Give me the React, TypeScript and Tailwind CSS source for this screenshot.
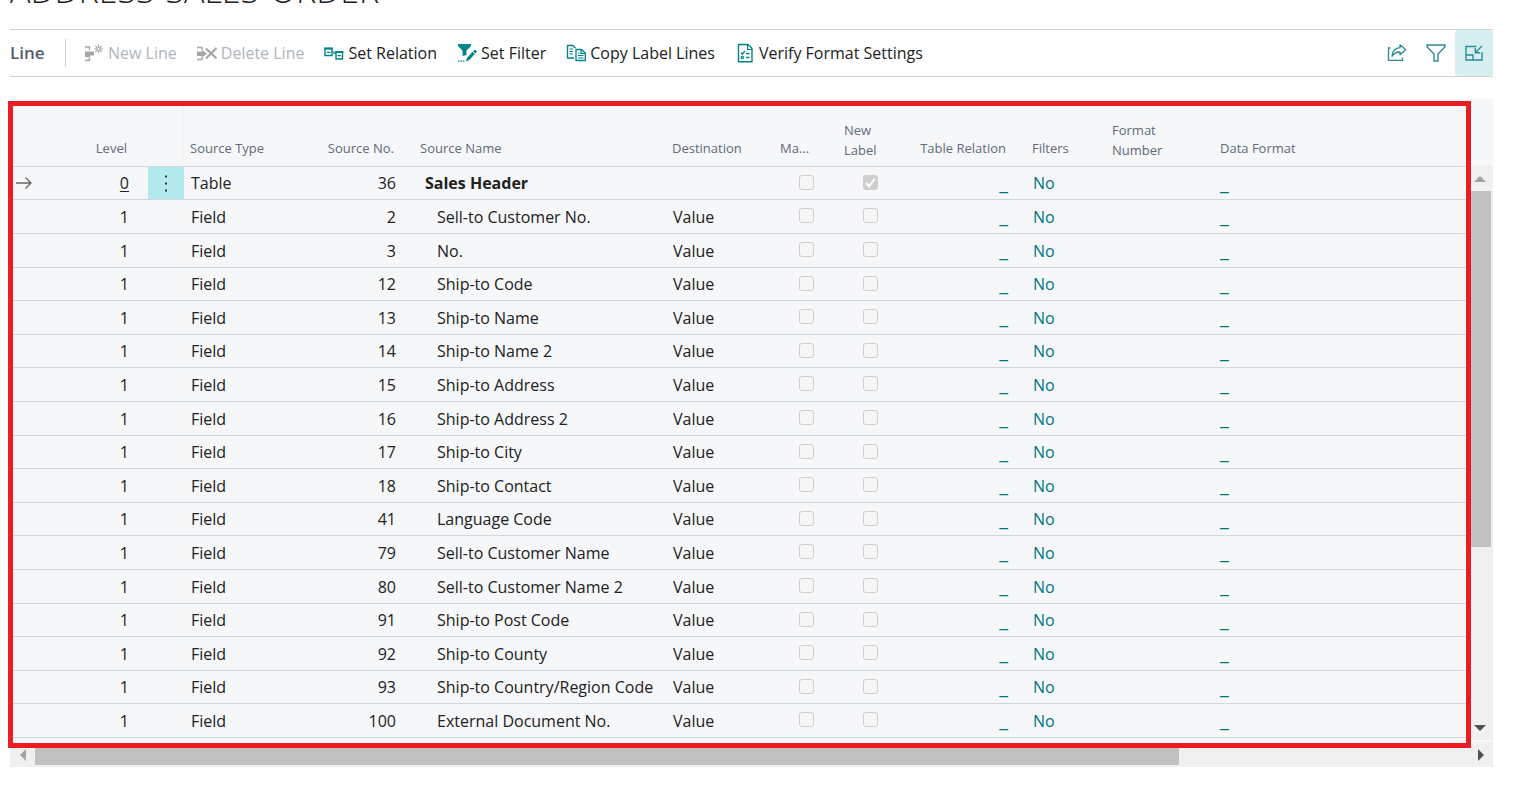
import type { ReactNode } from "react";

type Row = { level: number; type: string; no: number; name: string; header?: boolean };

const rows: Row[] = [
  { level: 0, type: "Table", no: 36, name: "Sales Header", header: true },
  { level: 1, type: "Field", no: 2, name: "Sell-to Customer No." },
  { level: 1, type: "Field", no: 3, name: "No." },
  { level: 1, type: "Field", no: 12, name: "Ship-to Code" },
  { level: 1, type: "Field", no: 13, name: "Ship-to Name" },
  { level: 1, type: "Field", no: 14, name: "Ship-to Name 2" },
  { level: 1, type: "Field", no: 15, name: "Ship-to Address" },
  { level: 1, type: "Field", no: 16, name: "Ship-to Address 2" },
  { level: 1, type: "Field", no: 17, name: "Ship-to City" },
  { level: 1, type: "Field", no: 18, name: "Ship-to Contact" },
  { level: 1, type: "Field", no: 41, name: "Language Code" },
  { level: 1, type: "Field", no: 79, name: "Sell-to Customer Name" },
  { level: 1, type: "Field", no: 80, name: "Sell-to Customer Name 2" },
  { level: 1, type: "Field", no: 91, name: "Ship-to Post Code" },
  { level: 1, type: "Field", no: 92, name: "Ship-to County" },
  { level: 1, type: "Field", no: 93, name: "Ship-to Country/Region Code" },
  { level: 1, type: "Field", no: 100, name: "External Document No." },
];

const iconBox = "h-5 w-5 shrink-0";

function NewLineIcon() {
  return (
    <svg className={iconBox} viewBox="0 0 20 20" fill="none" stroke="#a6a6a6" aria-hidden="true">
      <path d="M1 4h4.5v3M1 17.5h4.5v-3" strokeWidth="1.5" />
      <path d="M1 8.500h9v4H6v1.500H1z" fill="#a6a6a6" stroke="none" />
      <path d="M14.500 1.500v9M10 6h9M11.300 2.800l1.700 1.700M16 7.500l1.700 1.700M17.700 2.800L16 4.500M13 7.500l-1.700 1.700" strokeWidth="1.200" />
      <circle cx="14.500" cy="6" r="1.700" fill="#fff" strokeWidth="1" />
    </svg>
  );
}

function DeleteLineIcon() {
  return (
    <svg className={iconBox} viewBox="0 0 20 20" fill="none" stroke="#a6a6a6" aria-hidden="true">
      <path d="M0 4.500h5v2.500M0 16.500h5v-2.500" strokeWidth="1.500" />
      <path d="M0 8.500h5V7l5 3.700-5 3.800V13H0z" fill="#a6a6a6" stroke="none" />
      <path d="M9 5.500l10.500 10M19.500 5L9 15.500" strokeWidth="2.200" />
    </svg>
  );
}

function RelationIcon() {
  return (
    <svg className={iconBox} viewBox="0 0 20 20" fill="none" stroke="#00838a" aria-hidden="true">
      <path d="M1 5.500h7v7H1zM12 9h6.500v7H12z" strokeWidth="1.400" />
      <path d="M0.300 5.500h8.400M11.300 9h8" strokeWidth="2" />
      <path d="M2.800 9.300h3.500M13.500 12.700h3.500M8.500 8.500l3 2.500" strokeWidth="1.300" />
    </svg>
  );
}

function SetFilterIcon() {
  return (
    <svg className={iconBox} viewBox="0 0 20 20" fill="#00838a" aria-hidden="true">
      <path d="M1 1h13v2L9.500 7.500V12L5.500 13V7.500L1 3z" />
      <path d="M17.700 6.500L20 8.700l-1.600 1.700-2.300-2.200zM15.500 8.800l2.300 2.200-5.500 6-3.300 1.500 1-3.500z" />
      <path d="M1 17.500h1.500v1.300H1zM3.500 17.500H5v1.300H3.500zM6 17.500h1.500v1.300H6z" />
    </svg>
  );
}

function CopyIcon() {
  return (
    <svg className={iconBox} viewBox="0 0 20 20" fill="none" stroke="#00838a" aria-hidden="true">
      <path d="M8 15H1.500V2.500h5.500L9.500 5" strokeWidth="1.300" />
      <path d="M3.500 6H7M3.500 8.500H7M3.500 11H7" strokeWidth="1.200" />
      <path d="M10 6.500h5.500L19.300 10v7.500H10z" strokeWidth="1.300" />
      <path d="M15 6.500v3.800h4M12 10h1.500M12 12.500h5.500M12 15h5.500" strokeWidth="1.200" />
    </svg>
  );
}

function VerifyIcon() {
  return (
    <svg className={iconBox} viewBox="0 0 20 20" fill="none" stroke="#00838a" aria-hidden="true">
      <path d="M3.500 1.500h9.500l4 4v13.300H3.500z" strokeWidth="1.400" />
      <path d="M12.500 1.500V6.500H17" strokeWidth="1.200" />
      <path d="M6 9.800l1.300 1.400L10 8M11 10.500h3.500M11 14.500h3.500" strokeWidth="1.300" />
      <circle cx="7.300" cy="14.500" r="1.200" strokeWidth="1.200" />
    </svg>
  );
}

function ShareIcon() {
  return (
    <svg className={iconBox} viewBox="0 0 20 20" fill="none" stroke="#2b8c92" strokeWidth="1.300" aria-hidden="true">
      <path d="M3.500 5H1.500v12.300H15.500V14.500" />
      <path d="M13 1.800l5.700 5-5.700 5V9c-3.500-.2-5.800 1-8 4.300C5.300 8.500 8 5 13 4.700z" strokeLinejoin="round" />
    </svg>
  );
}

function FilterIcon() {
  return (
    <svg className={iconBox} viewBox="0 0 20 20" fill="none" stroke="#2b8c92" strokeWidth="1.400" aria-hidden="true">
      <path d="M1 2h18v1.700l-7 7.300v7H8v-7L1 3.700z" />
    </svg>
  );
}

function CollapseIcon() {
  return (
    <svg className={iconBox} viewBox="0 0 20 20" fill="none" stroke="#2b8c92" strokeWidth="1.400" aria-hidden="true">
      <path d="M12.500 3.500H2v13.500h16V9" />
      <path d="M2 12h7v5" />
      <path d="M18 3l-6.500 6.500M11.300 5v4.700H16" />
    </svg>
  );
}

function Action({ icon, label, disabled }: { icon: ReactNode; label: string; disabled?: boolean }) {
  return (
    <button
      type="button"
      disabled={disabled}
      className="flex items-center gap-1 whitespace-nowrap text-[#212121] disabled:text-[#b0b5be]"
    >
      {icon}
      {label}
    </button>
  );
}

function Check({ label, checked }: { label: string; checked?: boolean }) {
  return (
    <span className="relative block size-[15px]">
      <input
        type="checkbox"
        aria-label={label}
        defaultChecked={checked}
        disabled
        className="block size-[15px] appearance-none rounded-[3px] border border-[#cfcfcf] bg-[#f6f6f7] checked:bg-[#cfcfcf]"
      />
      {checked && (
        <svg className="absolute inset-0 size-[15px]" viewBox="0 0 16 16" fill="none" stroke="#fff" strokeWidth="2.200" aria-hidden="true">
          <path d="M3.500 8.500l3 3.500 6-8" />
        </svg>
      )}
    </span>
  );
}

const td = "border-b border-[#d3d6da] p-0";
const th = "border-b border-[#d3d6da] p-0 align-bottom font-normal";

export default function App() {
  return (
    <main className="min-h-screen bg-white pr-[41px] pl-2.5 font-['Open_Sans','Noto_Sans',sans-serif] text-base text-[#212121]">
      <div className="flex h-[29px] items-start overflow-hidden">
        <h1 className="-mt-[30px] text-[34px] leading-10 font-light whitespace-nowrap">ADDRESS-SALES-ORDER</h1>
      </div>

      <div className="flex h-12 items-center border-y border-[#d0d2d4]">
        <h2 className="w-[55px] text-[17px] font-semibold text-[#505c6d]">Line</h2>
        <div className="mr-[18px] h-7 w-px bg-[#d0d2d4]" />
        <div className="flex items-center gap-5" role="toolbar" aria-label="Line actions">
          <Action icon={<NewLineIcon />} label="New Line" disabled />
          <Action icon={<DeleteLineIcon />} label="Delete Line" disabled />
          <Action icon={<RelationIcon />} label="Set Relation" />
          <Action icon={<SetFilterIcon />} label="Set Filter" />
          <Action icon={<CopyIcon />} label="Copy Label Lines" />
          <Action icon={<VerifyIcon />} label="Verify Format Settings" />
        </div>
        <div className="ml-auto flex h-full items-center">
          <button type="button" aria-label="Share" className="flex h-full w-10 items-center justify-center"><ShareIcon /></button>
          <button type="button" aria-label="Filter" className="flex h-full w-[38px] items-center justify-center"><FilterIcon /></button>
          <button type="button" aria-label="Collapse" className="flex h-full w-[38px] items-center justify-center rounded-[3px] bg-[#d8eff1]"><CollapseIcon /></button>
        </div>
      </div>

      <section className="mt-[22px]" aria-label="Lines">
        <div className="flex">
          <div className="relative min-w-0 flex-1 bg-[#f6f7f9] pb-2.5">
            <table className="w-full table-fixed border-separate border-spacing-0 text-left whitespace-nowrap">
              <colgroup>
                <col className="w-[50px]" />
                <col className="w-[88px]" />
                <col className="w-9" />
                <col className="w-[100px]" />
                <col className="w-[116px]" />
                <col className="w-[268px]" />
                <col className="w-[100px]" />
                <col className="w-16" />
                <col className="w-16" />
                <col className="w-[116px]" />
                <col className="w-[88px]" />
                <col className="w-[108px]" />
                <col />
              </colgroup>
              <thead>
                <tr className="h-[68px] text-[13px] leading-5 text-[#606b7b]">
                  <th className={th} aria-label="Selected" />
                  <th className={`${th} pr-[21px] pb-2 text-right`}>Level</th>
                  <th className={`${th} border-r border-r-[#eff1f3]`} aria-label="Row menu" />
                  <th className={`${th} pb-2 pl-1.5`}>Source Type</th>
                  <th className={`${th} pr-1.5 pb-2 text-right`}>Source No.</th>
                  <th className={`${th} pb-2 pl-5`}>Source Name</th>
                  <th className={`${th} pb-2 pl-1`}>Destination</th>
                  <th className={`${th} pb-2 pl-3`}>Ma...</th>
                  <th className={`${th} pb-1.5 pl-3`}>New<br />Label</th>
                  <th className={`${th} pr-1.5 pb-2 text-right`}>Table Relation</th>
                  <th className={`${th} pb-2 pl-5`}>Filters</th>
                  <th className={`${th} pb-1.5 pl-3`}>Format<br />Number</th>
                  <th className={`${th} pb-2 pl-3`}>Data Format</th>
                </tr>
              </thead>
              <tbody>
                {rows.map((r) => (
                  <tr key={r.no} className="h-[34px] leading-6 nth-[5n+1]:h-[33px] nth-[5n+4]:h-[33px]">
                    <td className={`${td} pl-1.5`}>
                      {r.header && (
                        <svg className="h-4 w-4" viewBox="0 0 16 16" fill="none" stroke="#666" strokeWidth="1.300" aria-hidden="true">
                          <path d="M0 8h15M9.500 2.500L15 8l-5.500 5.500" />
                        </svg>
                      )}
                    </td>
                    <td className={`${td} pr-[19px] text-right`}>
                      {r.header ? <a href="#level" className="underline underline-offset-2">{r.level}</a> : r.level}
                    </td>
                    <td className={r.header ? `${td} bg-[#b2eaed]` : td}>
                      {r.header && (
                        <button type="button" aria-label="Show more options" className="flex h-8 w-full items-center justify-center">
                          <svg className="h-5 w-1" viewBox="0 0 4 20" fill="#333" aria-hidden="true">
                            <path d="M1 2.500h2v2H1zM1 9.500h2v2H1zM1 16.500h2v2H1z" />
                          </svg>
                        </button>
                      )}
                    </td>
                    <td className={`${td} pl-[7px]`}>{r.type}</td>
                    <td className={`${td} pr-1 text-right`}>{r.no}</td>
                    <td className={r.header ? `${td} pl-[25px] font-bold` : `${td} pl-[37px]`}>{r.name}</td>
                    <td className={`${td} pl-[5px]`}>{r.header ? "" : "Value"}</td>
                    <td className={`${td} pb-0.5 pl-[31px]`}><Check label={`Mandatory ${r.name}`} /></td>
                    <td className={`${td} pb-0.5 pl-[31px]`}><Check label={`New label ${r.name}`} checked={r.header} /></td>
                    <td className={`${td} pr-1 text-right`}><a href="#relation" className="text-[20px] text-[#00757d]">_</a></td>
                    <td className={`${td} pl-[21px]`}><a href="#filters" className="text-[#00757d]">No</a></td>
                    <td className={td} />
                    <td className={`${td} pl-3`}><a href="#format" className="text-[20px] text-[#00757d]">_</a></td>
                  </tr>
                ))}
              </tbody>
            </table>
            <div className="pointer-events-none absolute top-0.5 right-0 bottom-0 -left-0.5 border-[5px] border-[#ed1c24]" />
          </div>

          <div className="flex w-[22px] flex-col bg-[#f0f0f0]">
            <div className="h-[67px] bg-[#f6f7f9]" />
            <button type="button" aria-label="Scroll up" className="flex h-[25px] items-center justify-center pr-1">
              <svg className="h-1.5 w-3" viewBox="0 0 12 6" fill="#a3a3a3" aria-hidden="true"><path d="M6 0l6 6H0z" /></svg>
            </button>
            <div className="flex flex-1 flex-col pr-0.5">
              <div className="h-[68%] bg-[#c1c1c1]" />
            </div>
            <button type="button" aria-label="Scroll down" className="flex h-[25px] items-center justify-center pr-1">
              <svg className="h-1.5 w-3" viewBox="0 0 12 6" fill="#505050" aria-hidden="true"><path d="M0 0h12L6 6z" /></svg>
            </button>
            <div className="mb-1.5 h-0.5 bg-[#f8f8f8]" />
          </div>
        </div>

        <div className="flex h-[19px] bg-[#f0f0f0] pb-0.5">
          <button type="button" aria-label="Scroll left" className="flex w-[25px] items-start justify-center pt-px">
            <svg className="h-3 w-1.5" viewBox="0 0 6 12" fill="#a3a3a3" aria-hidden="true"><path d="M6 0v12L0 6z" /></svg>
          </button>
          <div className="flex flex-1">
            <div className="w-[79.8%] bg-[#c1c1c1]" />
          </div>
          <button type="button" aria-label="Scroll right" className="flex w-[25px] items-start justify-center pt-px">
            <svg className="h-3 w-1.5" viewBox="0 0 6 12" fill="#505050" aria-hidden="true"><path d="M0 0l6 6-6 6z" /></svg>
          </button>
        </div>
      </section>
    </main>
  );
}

------------

→ TASK GOAL
Quote, exactly and only, the lines from the first line of the data above through the line containing "number; type: string;". The pictures do not belong in it.

→ WRITTEN SOLUTION
Give me the React, TypeScript and Tailwind CSS source for this screenshot.
import type { ReactNode } from "react";

type Row = { level: number; type: string; no: number; name: string; header?: boolean };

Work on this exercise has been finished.